• THE REQUEST
In the material below, find all lines with the string "index" and copy them.

++++ MATERIAL FOR THIS TASK ++++

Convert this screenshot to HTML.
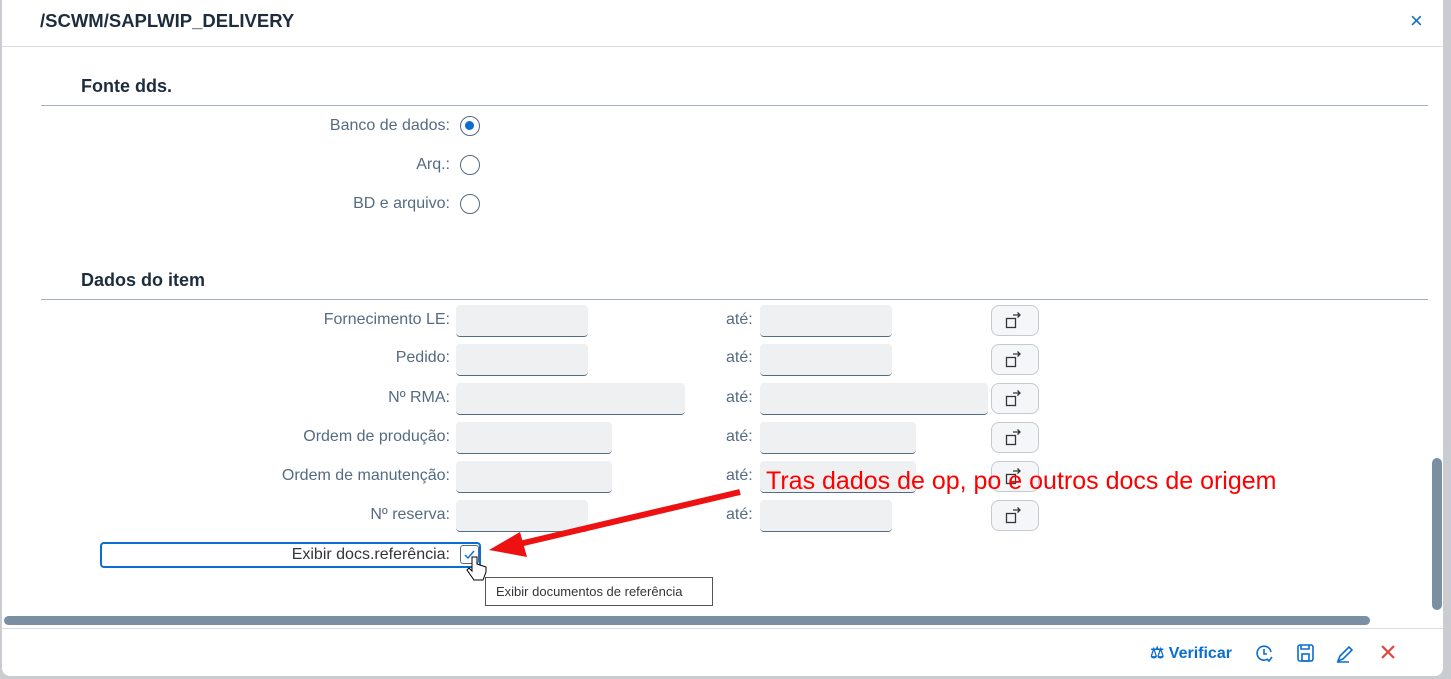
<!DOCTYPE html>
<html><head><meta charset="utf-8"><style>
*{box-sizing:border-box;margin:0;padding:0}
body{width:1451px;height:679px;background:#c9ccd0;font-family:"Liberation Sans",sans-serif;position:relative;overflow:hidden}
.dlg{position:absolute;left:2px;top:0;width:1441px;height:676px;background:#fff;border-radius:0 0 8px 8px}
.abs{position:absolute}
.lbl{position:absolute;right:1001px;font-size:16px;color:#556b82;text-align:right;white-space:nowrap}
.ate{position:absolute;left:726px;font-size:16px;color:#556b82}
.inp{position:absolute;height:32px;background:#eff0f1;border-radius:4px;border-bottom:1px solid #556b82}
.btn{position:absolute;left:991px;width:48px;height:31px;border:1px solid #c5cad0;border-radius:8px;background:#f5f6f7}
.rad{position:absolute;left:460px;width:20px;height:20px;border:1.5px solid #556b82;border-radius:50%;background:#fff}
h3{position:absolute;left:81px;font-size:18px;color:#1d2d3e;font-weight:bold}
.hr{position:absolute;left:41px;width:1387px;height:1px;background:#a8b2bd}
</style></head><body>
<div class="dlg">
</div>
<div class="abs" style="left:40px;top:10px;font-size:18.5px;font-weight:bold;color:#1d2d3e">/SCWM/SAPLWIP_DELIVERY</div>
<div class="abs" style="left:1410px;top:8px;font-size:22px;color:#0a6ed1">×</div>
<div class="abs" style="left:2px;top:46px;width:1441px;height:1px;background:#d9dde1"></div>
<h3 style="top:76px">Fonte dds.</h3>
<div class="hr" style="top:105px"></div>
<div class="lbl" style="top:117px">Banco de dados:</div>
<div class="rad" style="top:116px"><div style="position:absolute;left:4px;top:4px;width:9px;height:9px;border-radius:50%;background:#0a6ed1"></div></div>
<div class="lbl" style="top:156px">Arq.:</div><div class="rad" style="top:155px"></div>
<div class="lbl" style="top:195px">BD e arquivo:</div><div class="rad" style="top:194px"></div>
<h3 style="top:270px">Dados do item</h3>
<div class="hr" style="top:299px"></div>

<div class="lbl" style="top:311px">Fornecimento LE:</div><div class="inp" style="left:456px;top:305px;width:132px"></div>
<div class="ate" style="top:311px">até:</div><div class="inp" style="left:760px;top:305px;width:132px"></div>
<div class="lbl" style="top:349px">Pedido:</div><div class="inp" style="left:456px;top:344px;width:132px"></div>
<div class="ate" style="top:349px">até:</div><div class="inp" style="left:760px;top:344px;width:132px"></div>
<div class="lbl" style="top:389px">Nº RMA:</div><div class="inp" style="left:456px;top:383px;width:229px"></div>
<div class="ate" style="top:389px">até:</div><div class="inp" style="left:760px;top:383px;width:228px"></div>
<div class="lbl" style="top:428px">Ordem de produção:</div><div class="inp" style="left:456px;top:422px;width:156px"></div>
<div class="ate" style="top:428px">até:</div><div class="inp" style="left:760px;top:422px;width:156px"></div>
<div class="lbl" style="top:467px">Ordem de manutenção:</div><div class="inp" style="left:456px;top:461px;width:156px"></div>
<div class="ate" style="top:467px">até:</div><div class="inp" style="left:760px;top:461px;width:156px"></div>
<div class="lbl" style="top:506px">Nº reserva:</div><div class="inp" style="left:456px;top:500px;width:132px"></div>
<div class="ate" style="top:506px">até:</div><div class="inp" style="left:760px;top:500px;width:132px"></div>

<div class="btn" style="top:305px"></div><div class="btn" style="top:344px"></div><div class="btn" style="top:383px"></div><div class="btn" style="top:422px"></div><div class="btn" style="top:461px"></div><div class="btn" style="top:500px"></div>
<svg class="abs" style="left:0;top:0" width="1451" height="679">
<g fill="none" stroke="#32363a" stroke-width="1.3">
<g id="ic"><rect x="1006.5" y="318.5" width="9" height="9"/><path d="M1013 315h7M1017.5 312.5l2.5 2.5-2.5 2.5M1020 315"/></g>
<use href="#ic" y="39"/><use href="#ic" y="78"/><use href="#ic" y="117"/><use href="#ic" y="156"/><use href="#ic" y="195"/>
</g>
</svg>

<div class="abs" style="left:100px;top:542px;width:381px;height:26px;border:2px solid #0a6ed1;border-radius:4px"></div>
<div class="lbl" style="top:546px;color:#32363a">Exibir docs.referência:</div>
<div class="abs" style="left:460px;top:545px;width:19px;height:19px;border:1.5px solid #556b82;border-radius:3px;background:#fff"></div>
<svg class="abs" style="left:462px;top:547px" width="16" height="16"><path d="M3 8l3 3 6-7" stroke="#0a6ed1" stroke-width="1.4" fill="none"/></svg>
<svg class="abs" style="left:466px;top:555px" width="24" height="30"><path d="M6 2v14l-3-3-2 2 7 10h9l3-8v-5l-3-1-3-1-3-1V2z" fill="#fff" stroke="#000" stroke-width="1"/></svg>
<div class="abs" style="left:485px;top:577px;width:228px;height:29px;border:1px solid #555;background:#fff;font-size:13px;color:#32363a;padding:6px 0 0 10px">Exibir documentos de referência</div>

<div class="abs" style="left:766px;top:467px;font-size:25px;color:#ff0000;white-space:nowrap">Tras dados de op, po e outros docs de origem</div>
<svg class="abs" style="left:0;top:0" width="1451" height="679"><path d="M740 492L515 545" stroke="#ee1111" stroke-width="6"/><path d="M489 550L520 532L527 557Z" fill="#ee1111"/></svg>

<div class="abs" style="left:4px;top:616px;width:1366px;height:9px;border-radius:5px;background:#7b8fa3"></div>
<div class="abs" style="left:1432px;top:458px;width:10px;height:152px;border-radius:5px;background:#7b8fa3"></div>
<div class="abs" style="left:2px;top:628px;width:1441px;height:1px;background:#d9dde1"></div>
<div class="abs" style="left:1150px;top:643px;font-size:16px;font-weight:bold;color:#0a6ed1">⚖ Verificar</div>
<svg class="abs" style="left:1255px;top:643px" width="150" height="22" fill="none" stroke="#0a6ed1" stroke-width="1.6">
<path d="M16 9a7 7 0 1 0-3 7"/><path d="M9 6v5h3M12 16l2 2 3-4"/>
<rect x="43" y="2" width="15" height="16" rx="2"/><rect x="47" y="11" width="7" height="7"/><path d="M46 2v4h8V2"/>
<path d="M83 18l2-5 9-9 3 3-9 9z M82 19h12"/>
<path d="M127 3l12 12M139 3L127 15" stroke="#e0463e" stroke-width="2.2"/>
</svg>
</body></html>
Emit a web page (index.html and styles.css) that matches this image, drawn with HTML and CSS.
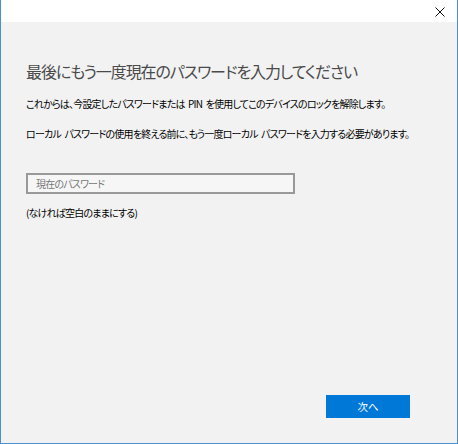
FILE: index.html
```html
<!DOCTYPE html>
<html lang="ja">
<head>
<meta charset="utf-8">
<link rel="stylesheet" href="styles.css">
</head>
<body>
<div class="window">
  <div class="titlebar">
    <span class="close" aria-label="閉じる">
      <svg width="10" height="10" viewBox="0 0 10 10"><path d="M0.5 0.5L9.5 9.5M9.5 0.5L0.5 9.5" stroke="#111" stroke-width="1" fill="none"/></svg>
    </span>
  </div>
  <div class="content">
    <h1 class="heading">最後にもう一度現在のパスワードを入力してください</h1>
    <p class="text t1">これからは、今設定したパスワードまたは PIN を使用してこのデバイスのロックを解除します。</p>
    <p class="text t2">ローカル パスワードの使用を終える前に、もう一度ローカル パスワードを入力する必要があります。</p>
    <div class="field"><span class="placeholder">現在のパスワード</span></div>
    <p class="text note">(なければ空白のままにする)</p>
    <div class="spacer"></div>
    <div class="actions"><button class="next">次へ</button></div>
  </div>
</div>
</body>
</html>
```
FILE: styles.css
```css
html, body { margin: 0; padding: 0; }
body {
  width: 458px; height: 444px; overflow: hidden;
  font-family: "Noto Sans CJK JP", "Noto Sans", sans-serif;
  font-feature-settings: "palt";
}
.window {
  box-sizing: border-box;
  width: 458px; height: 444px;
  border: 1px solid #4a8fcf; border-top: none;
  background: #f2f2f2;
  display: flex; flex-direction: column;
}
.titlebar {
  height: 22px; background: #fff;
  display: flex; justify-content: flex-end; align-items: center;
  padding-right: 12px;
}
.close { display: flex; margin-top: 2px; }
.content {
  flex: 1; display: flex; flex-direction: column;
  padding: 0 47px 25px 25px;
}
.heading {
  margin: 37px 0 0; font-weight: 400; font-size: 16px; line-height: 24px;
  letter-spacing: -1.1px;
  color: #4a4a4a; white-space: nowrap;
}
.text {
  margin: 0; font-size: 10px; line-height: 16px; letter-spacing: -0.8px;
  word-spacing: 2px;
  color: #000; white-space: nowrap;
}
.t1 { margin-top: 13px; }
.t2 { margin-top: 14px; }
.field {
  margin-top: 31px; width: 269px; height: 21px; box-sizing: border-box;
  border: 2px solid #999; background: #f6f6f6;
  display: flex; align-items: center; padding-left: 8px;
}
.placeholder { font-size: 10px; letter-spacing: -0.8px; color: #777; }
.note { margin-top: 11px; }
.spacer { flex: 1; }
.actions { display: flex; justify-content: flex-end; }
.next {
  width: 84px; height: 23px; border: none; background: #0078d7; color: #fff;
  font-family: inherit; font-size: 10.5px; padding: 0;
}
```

++++

• RESULT BELOW
Emit a web page (index.html and styles.css) that matches this image, drawn with HTML and CSS.
FILE: index.html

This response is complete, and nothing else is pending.